Vasks, Peteris

Plainscapes

Verlag/Label: Ondine ODE 1194-2
erschienen in: Neue Zeitschrift für Musik 2012/03 , Seite 83

Musikalische Wertung: 5
Technische Wertung: 4
Booklet: 5

«Die meisten Menschen heute besitzen keinen Glauben, keine Liebe und keine Ideale mehr. Die spirituelle Dimension ist verloren gegangen. Meine Absicht ist es, Nahrung für die Seele zu schaffen, und eben dies predige ich in meinen Werken.» Das Selbstverständnis des lettischen Komponisten Peteris Vasks ist human-ethisch geprägt. Der Pfarrersohn aus Kurland ist ein Prediger in Tönen. Der teils emphatische, teils meditative, panreligiöse Grundton seiner Musik entspringt einer glühenden «Mut­ter­landsliebe». Kraftquell des geknechteten Volks war über Jahrhunderte sein Liederschatz. Für Chöre zu kom­po­nie­ren, ist für Vasks Herzenssache.
Ein Jahrzehnt nach Erscheinen der ersten CD mit weltlicher Chormusik und fünf Jahre nach Einspielung dreier geistlicher Chorwerke ergänzt der Lettische Radiochor nun sein diesbezügliches Repertoire in zwei Richtungen: zum einen enthält die neue CD A cappella-Werke aus den 1970er und -80er Jahren, die Vasks in jüngerer Zeit mehrheitlich überarbeitete, zum anderen zwei längere Stücke für Chor mit Instru­menten.

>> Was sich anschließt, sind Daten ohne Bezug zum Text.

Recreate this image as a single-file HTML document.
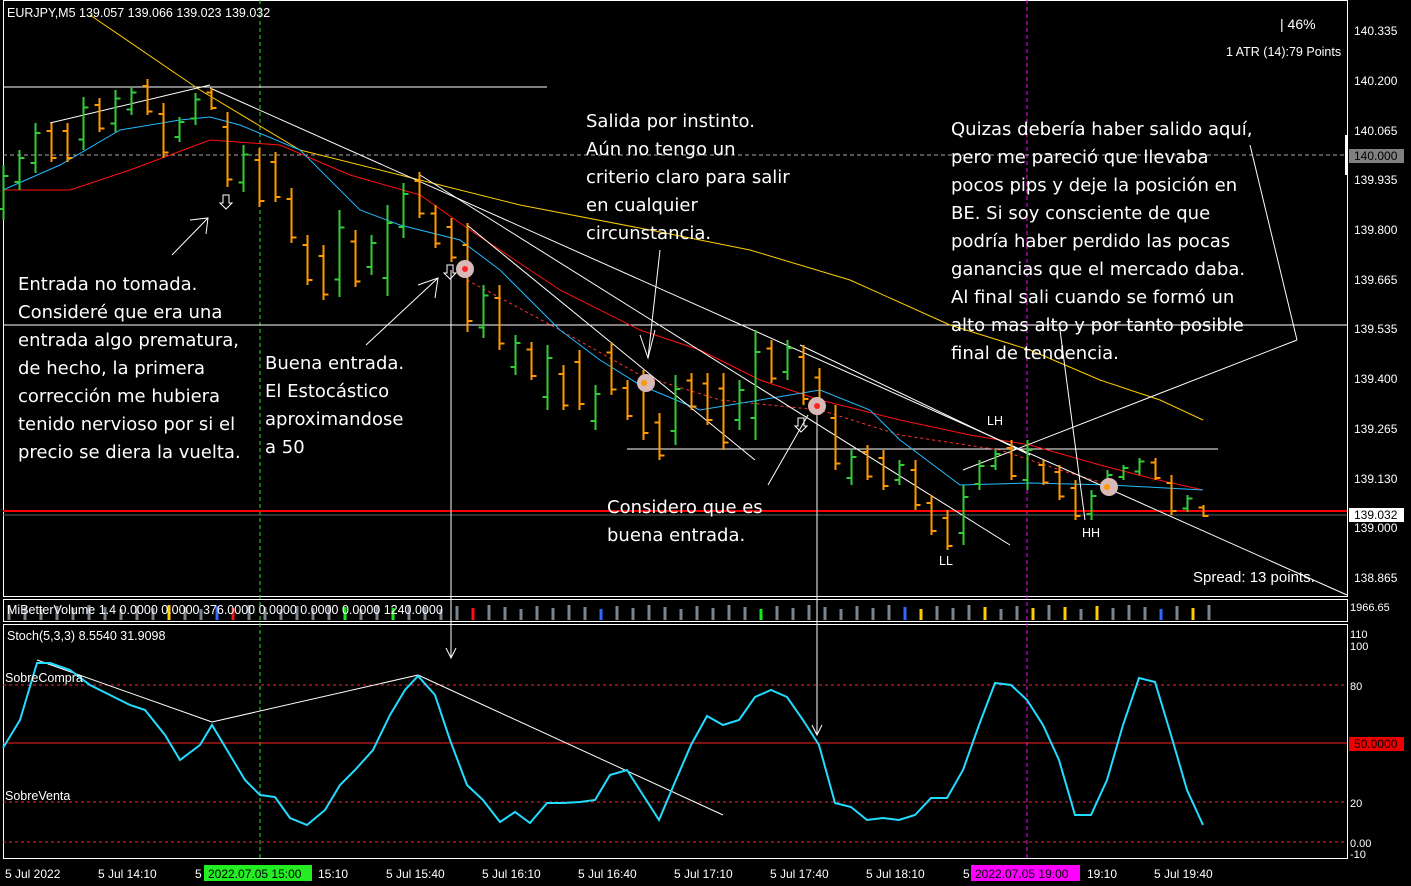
<!DOCTYPE html>
<html><head><meta charset="utf-8">
<style>
html,body{margin:0;padding:0;background:#000;width:1411px;height:886px;overflow:hidden}
svg{display:block}
line{shape-rendering:crispEdges}
.ax{font-family:"Liberation Sans",Arial,sans-serif;font-size:12px;fill:#fff}
.note{font-family:"DejaVu Sans","Liberation Sans",sans-serif;font-size:18px;fill:#fff}
.sm{font-family:"Liberation Sans",Arial,sans-serif;font-size:12.5px;fill:#fff}
</style></head><body>
<svg id="s" width="1411" height="886" xmlns="http://www.w3.org/2000/svg">
<rect width="1411" height="886" fill="#000"/>
<rect x="3.5" y="0.5" width="1344" height="596" fill="none" stroke="#fff"/>
<rect x="3.5" y="599.5" width="1344" height="22" fill="none" stroke="#fff"/>
<rect x="3.5" y="624.5" width="1344" height="234" fill="none" stroke="#fff"/>
<line x1="260" y1="0" x2="260" y2="858" stroke="#3d3" stroke-dasharray="4,3"/>
<line x1="1027" y1="0" x2="1027" y2="858" stroke="#f0f" stroke-dasharray="4,3"/>
<line x1="3" y1="155" x2="1347" y2="155" stroke="#aaa" stroke-dasharray="4,3"/>
<line x1="3" y1="685" x2="1347" y2="685" stroke="#f23" stroke-dasharray="3,3"/>
<line x1="3" y1="802" x2="1347" y2="802" stroke="#f23" stroke-dasharray="3,3"/>
<line x1="3" y1="743" x2="1347" y2="743" stroke="#f22"/>
<line x1="3" y1="842" x2="1347" y2="842" stroke="#f23" stroke-dasharray="3,3"/>
<line x1="3" y1="87" x2="547" y2="87" stroke="#fff"/>
<line x1="3" y1="325" x2="1347" y2="325" stroke="#fff"/>
<line x1="627" y1="449" x2="1218" y2="449" stroke="#fff"/>
<line x1="3" y1="515" x2="1347" y2="515" stroke="#566"/>
<line x1="3" y1="511" x2="1347" y2="511" stroke="#f00" stroke-width="2"/>
<polyline fill="none" stroke="#fc0" points="90,15 200,90 300,150 420,180 520,205 650,230 750,250 850,280 950,325 1030,350 1100,380 1160,400 1203,420"/>
<polyline fill="none" stroke="#f11" points="3,190 70,190 130,170 210,140 280,145 350,175 420,195 470,230 560,290 640,330 700,350 760,380 820,400 900,420 970,435 1030,445 1100,465 1150,478 1203,490"/>
<polyline fill="none" stroke="#f33" stroke-dasharray="3,3" points="467,280 560,330 640,375 720,400 820,410 900,435 1000,450 1060,470 1110,485"/>
<polyline fill="none" stroke="#2bf" points="3,190 60,165 120,130 180,120 210,117 240,125 300,150 360,210 400,225 460,240 500,270 560,330 600,360 640,385 700,410 760,400 820,390 870,410 900,440 940,470 960,485 1030,483 1110,485 1203,490"/>
<g stroke="#fff" fill="none">
<line x1="50" y1="123" x2="210" y2="85" style="shape-rendering:auto"/>
<line x1="210" y1="88" x2="1347" y2="595" style="shape-rendering:auto"/>
<line x1="420" y1="175" x2="1010" y2="545" style="shape-rendering:auto"/>
<line x1="467" y1="225" x2="755" y2="460" style="shape-rendering:auto"/>
<line x1="800" y1="345" x2="1030" y2="455" style="shape-rendering:auto"/>
<line x1="963" y1="470" x2="1297" y2="340" style="shape-rendering:auto"/>
<line x1="1297" y1="340" x2="1250" y2="145" style="shape-rendering:auto"/>
<line x1="1060" y1="330" x2="1085" y2="520" style="shape-rendering:auto"/>
<line x1="451" y1="270" x2="451" y2="658"/>
<polyline points="446,648 451,658 456,648"/>
<line x1="817" y1="410" x2="817" y2="735"/>
<polyline points="812,725 817,735 822,725"/>
<line x1="172" y1="255" x2="208" y2="218" style="shape-rendering:auto"/><polyline points="190,220 208,218 206,234"/>
<line x1="366" y1="345" x2="438" y2="278" style="shape-rendering:auto"/><polyline points="418,285 438,278 435,298"/>
<line x1="648" y1="358" x2="660" y2="250" style="shape-rendering:auto"/><polyline points="640,335 648,358 655,330"/>
<line x1="768" y1="485" x2="808" y2="415" style="shape-rendering:auto"/>
<line x1="37" y1="660" x2="212" y2="722" style="shape-rendering:auto"/>
<line x1="212" y1="722" x2="418" y2="675" style="shape-rendering:auto"/>
<line x1="418" y1="675" x2="723" y2="815" style="shape-rendering:auto"/>
</g>
<g id="bars"></g>
<g id="vol"></g>
<g stroke="#fff" fill="none">
<path d="M223,195 h6 v8 h3 l-6,6 l-6,-6 h3 z"/>
<path d="M447,265 h6 v8 h3 l-6,6 l-6,-6 h3 z"/>
<path d="M798,418 h6 v8 h3 l-6,6 l-6,-6 h3 z"/>
</g>
<g>
<circle cx="465" cy="269" r="9" fill="#d9b8b8"/><circle cx="465" cy="269" r="3" fill="#f22"/>
<circle cx="646" cy="383" r="9" fill="#d9b8b8"/><circle cx="644" cy="383" r="3" fill="#f90"/>
<circle cx="817" cy="406" r="9" fill="#d9b8b8"/><circle cx="817" cy="406" r="3" fill="#f22"/>
<circle cx="1109" cy="487" r="9" fill="#d9b8b8"/><circle cx="1107" cy="487" r="3" fill="#f90"/>
</g>
<polyline fill="none" stroke="#2df" stroke-width="2" points="3,748 20,720 37,663 50,663 70,670 90,685 110,695 130,705 145,710 165,735 180,760 200,745 212,725 230,755 245,780 260,795 275,797 290,818 307,825 325,810 340,785 355,770 373,750 390,715 405,690 418,676 435,695 450,740 467,785 483,800 500,822 515,812 530,823 547,803 563,803 580,802 595,800 610,775 627,770 643,795 659,820 675,782 691,745 707,716 723,725 739,720 755,697 771,690 787,697 803,720 819,745 835,803 851,807 867,820 883,818 899,820 915,815 931,798 947,798 963,770 979,725 995,683 1011,685 1027,700 1043,725 1059,760 1075,815 1091,815 1107,780 1123,725 1139,678 1155,682 1171,735 1187,790 1203,825"/>
<text class="sm" x="7" y="17">EURJPY,M5  139.057 139.066 139.023 139.032</text>
<text class="sm" x="1280" y="29" font-size="14" style="font-size:14px">|  46%</text>
<text class="sm" x="1226" y="56">1 ATR (14):79 Points</text>
<text class="sm" x="7" y="614">MiBetterVolume 1.4 0.0000 0.0000 376.0000 0.0000 0.0000 0.0000 1240.0000</text>
<text class="sm" x="7" y="640">Stoch(5,3,3) 8.5540 31.9098</text>
<text class="sm" x="5" y="682">SobreCompra</text>
<text class="sm" x="5" y="800">SobreVenta</text>
<text class="sm" x="987" y="425">LH</text>
<text class="sm" x="939" y="565">LL</text>
<text class="sm" x="1082" y="537">HH</text>
<text class="sm" x="1193" y="582" style="font-size:15px">Spread: 13 points.</text>
<g class="note">
<text x="18" y="290">Entrada no tomada.</text>
<text x="18" y="318">Consideré que era una</text>
<text x="18" y="346">entrada algo prematura,</text>
<text x="18" y="374">de hecho, la primera</text>
<text x="18" y="402">corrección me hubiera</text>
<text x="18" y="430">tenido nervioso por si el</text>
<text x="18" y="458">precio se diera la vuelta.</text>
<text x="265" y="369">Buena entrada.</text>
<text x="265" y="397">El Estocástico</text>
<text x="265" y="425">aproximandose</text>
<text x="265" y="453">a 50</text>
<text x="586" y="127">Salida por instinto.</text>
<text x="586" y="155">Aún no tengo un</text>
<text x="586" y="183">criterio claro para salir</text>
<text x="586" y="211">en cualquier</text>
<text x="586" y="239">circunstancia.</text>
<text x="607" y="513">Considero que es</text>
<text x="607" y="541">buena entrada.</text>
<text x="951" y="135">Quizas debería haber salido aquí,</text>
<text x="951" y="163">pero me pareció que llevaba</text>
<text x="951" y="191">pocos pips y deje la posición en</text>
<text x="951" y="219">BE. Si soy consciente de que</text>
<text x="951" y="247">podría haber perdido las pocas</text>
<text x="951" y="275">ganancias que el mercado daba.</text>
<text x="951" y="303">Al final sali cuando se formó un</text>
<text x="951" y="331">alto mas alto y por tanto posible</text>
<text x="951" y="359">final de tendencia.</text>
</g>
<g class="ax">
<text x="1354" y="35">140.335</text>
<text x="1354" y="85">140.200</text>
<text x="1354" y="135">140.065</text>
<rect x="1349" y="149" width="55" height="14" fill="#808080"/>
<text x="1354" y="160" style="fill:#000">140.000</text>
<text x="1354" y="184">139.935</text>
<text x="1354" y="234">139.800</text>
<text x="1354" y="284">139.665</text>
<text x="1354" y="333">139.535</text>
<text x="1354" y="383">139.400</text>
<text x="1354" y="433">139.265</text>
<text x="1354" y="483">139.130</text>
<rect x="1349" y="508" width="55" height="14" fill="#fff"/>
<text x="1354" y="519" style="fill:#000">139.032</text>
<text x="1354" y="532">139.000</text>
<text x="1354" y="582">138.865</text>
<text x="1350" y="611" style="font-size:11px">1966.65</text>
<text x="1350" y="638" style="font-size:11px">110</text>
<text x="1350" y="650" style="font-size:11px">100</text>
<text x="1350" y="690" style="font-size:11px">80</text>
<rect x="1349" y="737" width="55" height="14" fill="#e00"/>
<text x="1354" y="748" style="fill:#000">50.0000</text>
<text x="1350" y="807" style="font-size:11px">20</text>
<text x="1350" y="847" style="font-size:11px">0.00</text>
<text x="1350" y="858" style="font-size:11px">-10</text>
</g>
<rect x="1345" y="135" width="3" height="40" fill="#fff"/>
<g class="ax">
<text x="5" y="878">5 Jul 2022</text>
<text x="98" y="878">5 Jul 14:10</text>
<text x="195" y="878">5</text>
<rect x="204" y="865" width="108" height="16" fill="#2e2"/>
<text x="208" y="878" style="fill:#000">2022.07.05 15:00</text>
<text x="318" y="878">15:10</text>
<text x="386" y="878">5 Jul 15:40</text>
<text x="482" y="878">5 Jul 16:10</text>
<text x="578" y="878">5 Jul 16:40</text>
<text x="674" y="878">5 Jul 17:10</text>
<text x="770" y="878">5 Jul 17:40</text>
<text x="866" y="878">5 Jul 18:10</text>
<text x="963" y="878">5</text>
<rect x="971" y="865" width="109" height="16" fill="#f0f"/>
<text x="975" y="878" style="fill:#000">2022.07.05 19:00</text>
<text x="1087" y="878">19:10</text>
<text x="1154" y="878">5 Jul 19:40</text>
</g>
</svg>
<script>
var D=[["g",165,220],["g",150,190],["g",123,173],["o",123,162],["o",123,162],["g",97,150],["o",98,132],["g",90,132],["g",87,115],["o",79,115],["o",103,158],["g",117,142],["g",93,125],["o",88,110],["o",112,187],["g",145,192],["o",148,207],["o",152,202],["o",188,243],["o",235,285],["o",245,300],["g",210,297],["o",230,287],["g",235,275],["g",205,296],["g",183,238],["o",172,218],["o",205,248],["o",218,262],["o",223,332],["g",285,338],["o",285,350],["g",335,375],["o",342,380],["g",345,410],["o",365,410],["o",350,410],["g",385,430],["o",342,395],["o",380,420],["o",370,440],["o",413,460],["g",375,445],["o",373,410],["o",373,425],["o",373,450],["g",380,430],["g",330,440],["o",340,383],["g",340,380],["o",345,405],["o",368,415],["o",405,470],["g",450,485],["o",445,480],["o",450,490],["g",460,485],["o",460,510],["o",495,535],["o",510,550],["g",485,545],["g",460,490],["g",450,470],["o",440,480],["g",440,490],["o",460,485],["o",465,500],["o",480,520],["g",490,520],["g",470,495],["g",465,480],["g",458,475],["o",458,480],["o",475,515],["g",495,512],["o",505,517]];
var s="",v="";
var volc={10:"#fc0",13:"#36f",14:"#f11",21:"#1e1",24:"#1e1",29:"#f11",37:"#36f",47:"#1e1",56:"#36f",57:"#fc0",61:"#fc0",64:"#fc0",66:"#fc0",68:"#fc0",72:"#36f",74:"#fc0"};
D.forEach(function(d,i){var x=3+16*i+0.5,c=d[0]=="g"?"#3c3":"#f90",h=d[1],l=d[2];
var o=d[0]=="g"?l-(l-h)*0.2:h+(l-h)*0.2,cl=d[0]=="g"?h+(l-h)*0.2:l-(l-h)*0.1;
s+='<line x1="'+x+'" y1="'+h+'" x2="'+x+'" y2="'+l+'" stroke="'+c+'" stroke-width="2"/>';
s+='<line x1="'+(x-5)+'" y1="'+o+'" x2="'+x+'" y2="'+o+'" stroke="'+c+'" stroke-width="2"/>';
s+='<line x1="'+x+'" y1="'+cl+'" x2="'+(x+5)+'" y2="'+cl+'" stroke="'+c+'" stroke-width="2"/>';
var vc=volc[i]||"#7a8490";var vh=(i*7)%5;
v+='<rect x="'+(x+4)+'" y="'+(605+vh)+'" width="3" height="'+(15-vh)+'" fill="'+vc+'"/>';});
document.getElementById("bars").innerHTML=s;
document.getElementById("vol").innerHTML=v;
</script>
</body></html>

Die Leitung hat wiederum Sig­vards Klava, Chefdirigent des mit wunderbaren Stimmen gesegneten Rundfunkchors. Ihm zu lauschen, ist Balsam für Ohr und Seele.
Das Beiheft bietet ein aufschlussreiches Gespräch, das Inara Jakubone, die Leiterin des Lettischen Musikinformationszentrums in Riga, mit dem Komponisten führte. Themen sind die Volks­musik Lettlands, die Drangsalierung seiner Dichter und Dichtung in den Okkupationsjahren, die Bild- und Motivwelt lettischer Lyrik und die Wege, auf denen sich Vasks ihrer (notgedrungen) äsopischen Sprache musikalisch zu nähern versucht.
Die Werkfolge wechselt geschickt zwischen schlicht-traditionell gehaltenen, gleichwohl apart getönten Chorsätzen und teils balladesk, teils rituell anmutenden Chorszenen, die sich modernerer Stilmittel bedienen. Einem Mahnmal gleich beginnt das lettisch gesungene, doch englisch betitelte und kommentierte Programm mit The Tomtit’s Message. Die «Botschaft der Meise» steckt in einem sechszeiligen Prosagedicht von Uldis Berzinš. Es rührt an die Tragödie eines Volkes, dessen Söhne «fremden Mächten als Kanonenfutter dienen» (Vasks).
Eher bedachtsam vertont Vasks das dramatische Gedicht Our Mothers’ Na­mes von Maris Caklais. Es ruft die Mütter – Nachklang baltischer, matriarchalisch geprägter Mythologie? – bei ihren Vogelnamen (Buchfink, Rebhuhn, Bachstelze …). Vögel galten als Geheimnisträger. Darum warnt der Dichter am Ende, Baumspitzen zu kappen: «Lasst sie den Vögeln.» Eine Mahnung, die Vasks nachdrücklich aufnimmt.
Die titelgebende Komposition Plain­scapes, die auf die Ebenen Semgallens anspielt, ist für Vasks Chorschaffen insofern untypisch, als sie sich auf Vokalisen beschränkt und Violine und Violoncello hinzuzieht. Dreimal singt der Chor eine leicht abgewandelte Elegie: Vorspiel einer klangmagischen Wiedergeburtsfeier der Na­tur mit Sonnenaufgang und Vogelgesang. Um die Geburt der Seelenspenderin Sonne kreist das Gedicht Piedzimšana von Inese Zandere, das Vasks 2008 zu einer hymnischen Huldigung für gemischten Chor und große Trommel inspirierte: Birth. Sie zitiert den kupfernen Sonnenwagen der altnordischen Göttin Sól herbei.